Si hay que celebrar por algo a la figura histórica de Epicuro es porque fue una de las primeras personas en entender cómo funciona el universo y de deducir, a partir de ahí, una moral. Hoy podemos decir que es el único filósofo antiguo que se salva (recuérdese a Parménides o a Platón, que también dijo cosas muy locas). Va siendo hora de abandonar los lugares comunes y enseñar que fue un pensador profundo en el examen de la naturaleza que además entendió que la felicidad reside en lo cotidiano. Su filosofía de vida invita a despojarnos de miedos irracionales y abrazar lo que realmente importa. En un mundo obsesionado con la productividad y el éxito material, envuelto aún en lo irracional y en religiones a cada cual más absurda, Epicuro invita a leer, relajarnos, charlar, no cometer excesos con la comida y la bebida y disfrutar de la paz de un jardín con los amigos dándonos cuenta de que la vida son cuatro días. O, como dijo él, que nacemos una sola vez.

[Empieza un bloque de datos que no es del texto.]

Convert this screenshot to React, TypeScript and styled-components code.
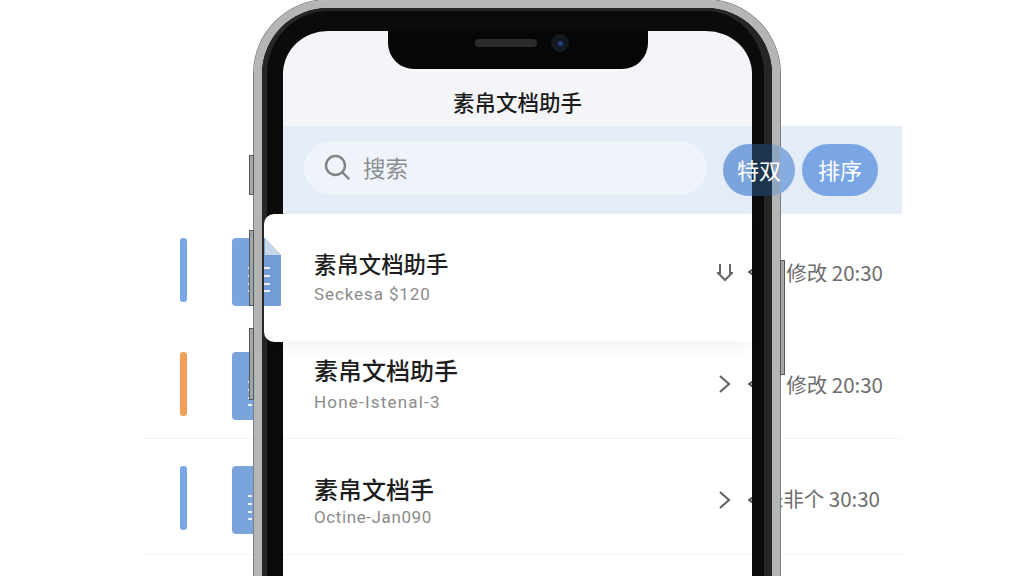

Entre las escuelas atenienses de la Academia (Platón) o del Liceo (Aristóteles) me quedo con el jardín de Epicuro. Ajeno a sofísticas y pedanterías, inmune a fantasías gracias al contraste con lo percibido, abogaba por un estilo de vida sencillo y autosuficiente. Aporta una moral individualista que desconfía de la autoridad y de las convenciones sociales, en contraposición al estoicismo, hoy tan de moda. La campaña de desprestigio a la que sometieron estas ideas empañó esta realidad. Aún hoy, la palabra «epicúreo» evoca en muchos una imagen de hedonismo superficial, cuando en realidad el griego defendía un placer reflexivo y sostenible, más cercano al chill de hoy que a una rave. Los epicúreos perseguían la ataraxia, un estado de tranquilidad y serenidad mental, no el éxtasis. Es una pretensión muy razonable. No eran unos fiesteros frívolos, ni su forma de vida una forma de libertinaje. Esta gente solo perseguía mantenerse imperturbable ante las inevitables adversidades de una vida que sabían corta. La imagen mental que deberíamos tener de un epicúreo de pro son las del octógono de las aes: actividad, autonomía, amabilidad, alegría, atención, aceptación, ataraxia y altruismo.